Settlement Maturity Rate Price Redemption Frequency Basis Yield

## Enter the Dates

Enter the settlement date into cell B2. The settlement date is when an investor buys the bond. For this example, enter “10/15/2010.”

Enter the maturity date into cell B2. The maturity date is the exact date when the bond matures or expires. For this example, enter “10/15/2012.”

## Enter the Other Key Assumptions

Enter the annual interest rate that the bond pays into cell B3. In this example, use “.03” or 3 percent.

Enter the bond’s price into cell B4. Bonds most often price at a discount to a par value of $100, so in this example enter a number lower than $100, such as $97.

Enter the face value, or par value, of the bond into cell B5. For example, enter “$100.”

Enter the number of times per year that the bond pays interest into cell B6. For a semi-annual bond, as in this example, enter the number “2.”

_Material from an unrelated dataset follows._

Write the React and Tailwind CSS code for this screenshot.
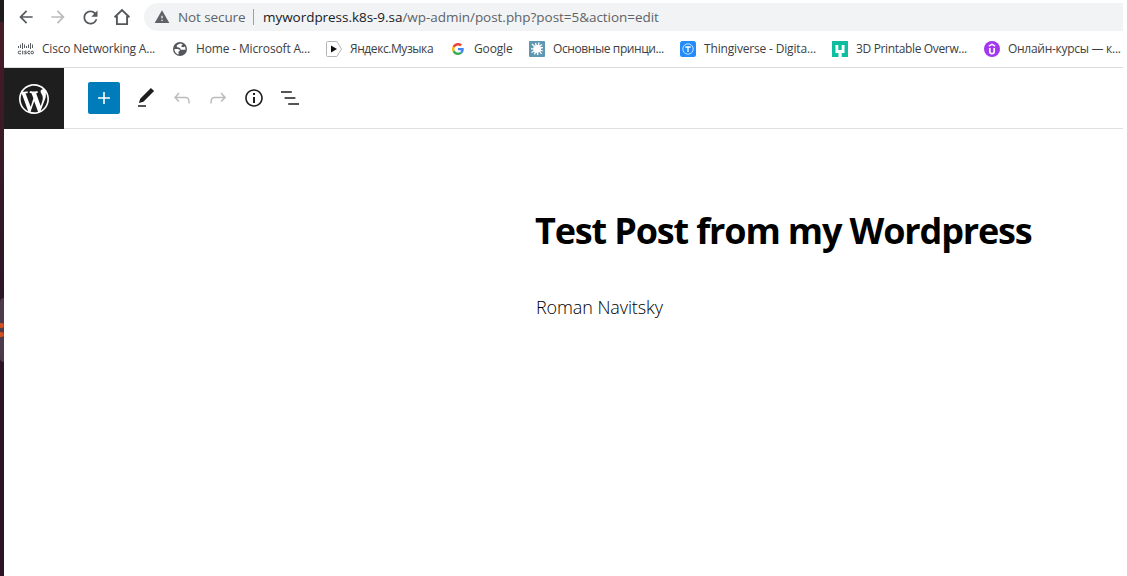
import React from "react";
import { MdRefresh, MdWarning, MdArrowBack, MdArrowForward } from "react-icons/md";

function CiscoIcon() {
  return (
    <svg width="16" height="16" viewBox="0 0 16 16" className="shrink-0 overflow-visible">
      <path d="M.5 5v2M2.5 3.5V7M4.500 2v6M6.500 3.500V7M8.500 5v2M10.500 3.500V7M12.500 2v6M14.500 3.500V7" stroke="#5b5e63" strokeWidth="1" />
      <path d="M3 10.200H1.500a1.300 1.300 0 0 0 0 2.600H3M4.700 9.700v3.600M8.500 10.200H7.200c-.9 0-.9 1.300 0 1.300h.6c.9 0 .9 1.300 0 1.300H6.300M12 10.200h-1a1.300 1.300 0 0 0 0 2.600h1" fill="none" stroke="#4a4d52" strokeWidth="1" />
      <circle cx="14.200" cy="11.500" r="1.300" fill="none" stroke="#4a4d52" />
    </svg>
  );
}

function GlobeIcon() {
  return (
    <svg width="16" height="16" viewBox="0 0 16 16" className="shrink-0">
      <circle cx="8" cy="8" r="7" fill="#53565b" />
      <path d="M9 2.600c-1.600 0-2.700.9-3.600 1.500-.9.700-.9 1.700 0 2.200.8.400 1.900.2 2.600.7.700.6.200 1.400 1.100 1.700h4.300c.3-1.300 0-2.400-.6-3.300l-1.700.9-1.900-.5.400-1.400 1.200-.7z" fill="#fff" />
      <path d="M2.400 8h3.400c1.300 0 2 .8 2.100 1.700l-1.500 1 .3 2.900c-2.300-.5-4.300-2.500-4.300-5.600z" fill="#fff" />
    </svg>
  );
}

function PlayIcon() {
  return (
    <svg width="16" height="16" viewBox="0 0 16 16" className="shrink-0">
      <path d="M1.500.5h9.300L15.500 8l-4.700 7.500H1.500a1 1 0 0 1-1-1v-13a1 1 0 0 1 1-1z" fill="#fff" stroke="#b5b5b5" />
      <path d="M5 4.500v7L11 8z" fill="#111" />
    </svg>
  );
}

function GoogleIcon() {
  return (
    <svg width="16" height="16" viewBox="-8 -8 64 64" className="shrink-0">
      <path fill="#EA4335" d="M24 9.500c3.540 0 6.710 1.220 9.210 3.600l6.850-6.850C35.900 2.380 30.470 0 24 0 14.620 0 6.510 5.380 2.560 13.220l7.980 6.190C12.430 13.720 17.740 9.500 24 9.500z" />
      <path fill="#4285F4" d="M46.980 24.550c0-1.570-.15-3.090-.38-4.550H24v9.020h12.940c-.58 2.960-2.260 5.480-4.780 7.180l7.730 6c4.510-4.180 7.090-10.360 7.090-17.650z" />
      <path fill="#FBBC05" d="M10.530 28.590c-.48-1.450-.76-2.990-.76-4.590s.27-3.140.76-4.590l-7.980-6.190C.92 16.460 0 20.120 0 24c0 3.880.92 7.540 2.560 10.780l7.970-6.190z" />
      <path fill="#34A853" d="M24 48c6.480 0 11.930-2.130 15.890-5.810l-7.730-6c-2.150 1.450-4.920 2.300-8.160 2.300-6.260 0-11.570-4.220-13.470-9.910l-7.980 6.190C6.510 42.620 14.620 48 24 48z" />
    </svg>
  );
}

function SplatIcon() {
  return (
    <svg width="16" height="16" viewBox="0 0 16 16" className="shrink-0">
      <rect width="16" height="16" rx="1" fill="#5d97b1" />
      <circle cx="8.200" cy="7.800" r="3.900" fill="#fff" />
      <path d="M3 3l3 3M6.500 2l.8 3M10 1.500L9.300 5M13 3.500l-3 2M14 6.500l-3 .6M13.800 10l-3-1M12.500 13l-2-3M8.800 14l-.5-3M5.500 13.500l1-3M2.500 11.500l3-1.800M2 7.800h3" stroke="#fff" strokeWidth="1.300" />
    </svg>
  );
}

function ThingIcon() {
  return (
    <svg width="16" height="16" viewBox="0 0 16 16" className="shrink-0">
      <rect width="16" height="16" rx="2.500" fill="#248bfb" />
      <circle cx="8" cy="8" r="5.200" fill="none" stroke="#d5eaff" strokeWidth=".9" />
      <path d="M5.300 6h5.400M8 6v5" stroke="#fff" strokeWidth="1.300" />
    </svg>
  );
}

function ForkIcon() {
  return (
    <svg width="16" height="16" viewBox="0 0 16 16" className="shrink-0">
      <rect width="16" height="16" fill="#0dbf9f" />
      <path d="M3.500 4h2.800v5h3.400V4h2.800v8H9.700v4H6.500v-4h-3z" fill="#fff" />
    </svg>
  );
}

function UdemyIcon() {
  return (
    <svg width="16" height="16" viewBox="0 0 16 16" className="shrink-0">
      <circle cx="8" cy="8" r="8" fill="#a435f0" />
      <path d="M4.800 5.200L8 3.300l3.200 1.900" fill="none" stroke="#fff" strokeWidth="1.400" />
      <path d="M5.800 7v3.500a2.200 2.200 0 0 0 4.400 0V7" fill="none" stroke="#fff" strokeWidth="1.700" />
    </svg>
  );
}

const bookmarks = [
  { icon: <CiscoIcon />, label: "Cisco Networking A...", cls: "w-[154px] tracking-[-0.2px]" },
  { icon: <GlobeIcon />, label: "Home - Microsoft A...", cls: "w-[154px] tracking-[-0.15px]" },
  { icon: <PlayIcon />, label: "Яндекс.Музыка", cls: "w-[124px] tracking-[-0.42px]" },
  { icon: <GoogleIcon />, label: "Google", cls: "w-[79px] tracking-[-0.15px]" },
  { icon: <SplatIcon />, label: "Основные принци...", cls: "w-[151px] tracking-[-0.4px]" },
  { icon: <ThingIcon />, label: "Thingiverse - Digita...", cls: "w-[152px] tracking-[-0.17px]" },
  { icon: <ForkIcon />, label: "3D Printable Overw...", cls: "w-[152px] tracking-[-0.35px]" },
  { icon: <UdemyIcon />, label: "Онлайн-курсы — к...", cls: "w-[139px] tracking-[-0.28px]" },
];

const tools = [
  ["Edit", "M20.100 5.100L16.900 2 6.200 12.700l-1.300 4.400 4.500-1.300L20.100 5.100zM4 20.800h8v-1.500H4v1.500z", "fill-[#1e1e1e]"],
  ["Undo", "M18.300 11.700c-.6-.6-1.400-.9-2.300-.9H6.700l2.900-3.300-1.100-1-4.500 5L8.500 16l1-1-2.700-2.700H16c.5 0 .9.2 1.300.5 1 1 1 3.400 1 4.500v.3h1.500v-.2c0-1.500 0-4.300-1.500-5.700z", "fill-[#bcbcbc]"],
  ["Redo", "M15.600 6.500l-1.100 1 2.900 3.300H8c-.9 0-1.700.3-2.300.9-1.400 1.500-1.400 4.200-1.400 5.600v.2h1.500v-.3c0-1.100 0-3.500 1-4.500.3-.3.7-.5 1.300-.5h9.200L14.500 15l1.100 1.100 4.600-4.600-4.600-5z", "fill-[#bcbcbc]"],
  ["Details", "M12 3.200c-4.800 0-8.800 3.900-8.800 8.800 0 4.800 3.900 8.800 8.800 8.800 4.800 0 8.800-3.900 8.800-8.800 0-4.800-4-8.800-8.800-8.800zm0 16c-4 0-7.200-3.300-7.200-7.200C4.800 8 8 4.800 12 4.800s7.200 3.300 7.200 7.200c0 4-3.200 7.200-7.200 7.200zM11 17h2v-6h-2v6zm0-8h2V7h-2v2z", "fill-[#1e1e1e]"],
  ["List view", "M13.800 5.200H3v1.500h10.800V5.200zm-3.600 12v1.500H21v-1.500H10.200zm7.200-6H6.600v1.500h10.800v-1.500z", "fill-[#1e1e1e]"],
];

function Launcher() {
  return (
    <div className="flex w-full flex-col bg-[#2b1426]">
      <div className="h-[22px] bg-[#1f1a1a]" />
      <div className="h-[276px] bg-linear-to-b from-[#451c25] to-[#2b1628]" />
      <div className="flex h-16 flex-col gap-1 rounded-l-sm bg-[#4b3a4a] pt-[25px]">
        <div className="h-[5px] rounded-r-sm bg-[#d2501f]" />
        <div className="h-[5px] rounded-r-sm bg-[#d2501f]" />
      </div>
    </div>
  );
}

function AddressRow() {
  return (
    <div className="flex h-[34px] items-center pl-3">
      <MdArrowBack size={20} color="#55585d" className="mr-3" />
      <MdArrowForward size={20} color="#babcbe" className="mr-3" />
      <MdRefresh size={21} color="#55585d" className="mr-2.5" />
      <svg width="22" height="22" viewBox="0 0 22 22" className="mr-[11px]">
        <path d="M3.600 11.300L11 4l7.400 7.300M5.900 10v8.100h10.200V10" fill="none" stroke="#55585d" strokeWidth="1.900" />
      </svg>
      <div className="flex h-7 flex-1 items-center rounded-l-full bg-[#f1f3f4] pl-2.5 text-[13.5px] tracking-[-0.04px]">
        <MdWarning size={16} color="#5f6368" />
        <span className="ml-2 w-[67px] whitespace-nowrap tracking-[-0.1px] text-[#5f6368]">Not secure</span>
        <span className="mx-2 h-4 w-px bg-[#9aa0a6]" />
        <span className="ml-px whitespace-nowrap text-[#5f6368]">
          <span className="text-[#202124]">mywordpress.k8s-9.sa</span>/wp-admin/post.php?post=5&amp;action=edit
        </span>
      </div>
    </div>
  );
}

export default function App() {
  return (
    <div className="flex h-[576px] w-[1127px] overflow-hidden bg-white font-['Open_Sans','Noto_Sans',sans-serif]">
      <div className="flex w-1 shrink-0">
        <Launcher />
      </div>
      <div className="flex w-[1119px] flex-col">
        <AddressRow />
        <div className="flex h-[34px] items-center border-b border-[#dadce0] pb-1 pl-3.5 text-[12px] text-[#3c4043]">
          {bookmarks.map((b) => (
            <div key={b.label} className={"flex shrink-0 items-center gap-2 whitespace-nowrap " + b.cls}>
              {b.icon}
              <span>{b.label}</span>
            </div>
          ))}
        </div>
        <header className="flex h-[61px]">
          <div className="flex w-[60px] items-center justify-center bg-[#1e1e1e]">
            <svg width="36" height="36" viewBox="-2 -2 24 24" fill="#fff">
              <path d="M20 10c0-5.510-4.490-10-10-10C4.480 0 0 4.490 0 10c0 5.520 4.480 10 10 10 5.510 0 10-4.480 10-10zM7.780 15.370L4.370 6.220c.55-.02 1.170-.08 1.170-.08.5-.06.44-1.130-.06-1.110 0 0-1.450.11-2.370.11-.18 0-.37 0-.58-.01C4.120 2.690 6.870 1.110 10 1.110c2.330 0 4.450.87 6.050 2.340-.68-.11-1.650.39-1.650 1.580 0 .74.45 1.360.9 2.100.35.61.55 1.360.55 2.460 0 1.490-1.400 5-1.400 5l-3.030-8.370c.54-.02.82-.17.82-.17.5-.05.44-1.250-.06-1.220 0 0-1.440.12-2.380.12-.87 0-2.330-.12-2.330-.12-.5-.03-.56 1.200-.06 1.220l.92.08 1.260 3.410zM17.410 10c.24-.64.74-1.870.43-4.250.7 1.290 1.050 2.710 1.050 4.250 0 3.290-1.730 6.240-4.400 7.780.97-2.590 1.940-5.200 2.920-7.780zM6.100 18.090C3.120 16.650 1.110 13.530 1.110 10c0-1.300.23-2.480.72-3.590C3.250 10.300 4.670 14.200 6.100 18.090zm4.030-6.630l2.580 6.980c-.86.29-1.760.45-2.710.45-.79 0-1.570-.11-2.290-.33.81-2.380 1.620-4.740 2.420-7.100z" />
            </svg>
          </div>
          <div className="flex flex-1 items-center border-b border-[#e0e0e0] pl-6">
            <button className="mr-3.5 flex size-8 items-center justify-center rounded-[2px] bg-[#007cba]" aria-label="Add block">
              <svg width="24" height="24" viewBox="0 0 24 24" fill="#fff">
                <path d="M18 11.200h-5.200V6h-1.600v5.200H6v1.600h5.200V18h1.600v-5.200H18z" />
              </svg>
            </button>
            <div className="flex gap-3">
              {tools.map(([name, d, cls]) => (
                <button key={name} aria-label={name}>
                  <svg width="24" height="24" viewBox="0 0 24 24" className={cls}>
                    <path d={d} />
                  </svg>
                </button>
              ))}
            </div>
          </div>
        </header>
        <main className="flex flex-col pt-[76px] pl-[531px] text-black">
          <h1 className="whitespace-nowrap text-[36px] leading-[52px] font-bold tracking-[-1.15px]">Test Post from my Wordpress</h1>
          <p className="mt-[35px] pl-px whitespace-nowrap text-[18px] leading-[30px] font-light tracking-[-0.1px]">Roman Navitsky</p>
        </main>
      </div>
    </div>
  );
}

Enter the basis into cell B7. Basis refers to the number of days in a calendar year that are used to calculate interest. In this example enter “0” to represent the most common type of basis days.

## Use the Yield Function to Calculate the Answer

Type the formula “=Yield(B1,B2,B3,B4,B5,B6,B7)” into cell B8 and hit the “Enter” key. The result should be 0.0459--4.59 percent--which is the annual yield to maturity of this bond.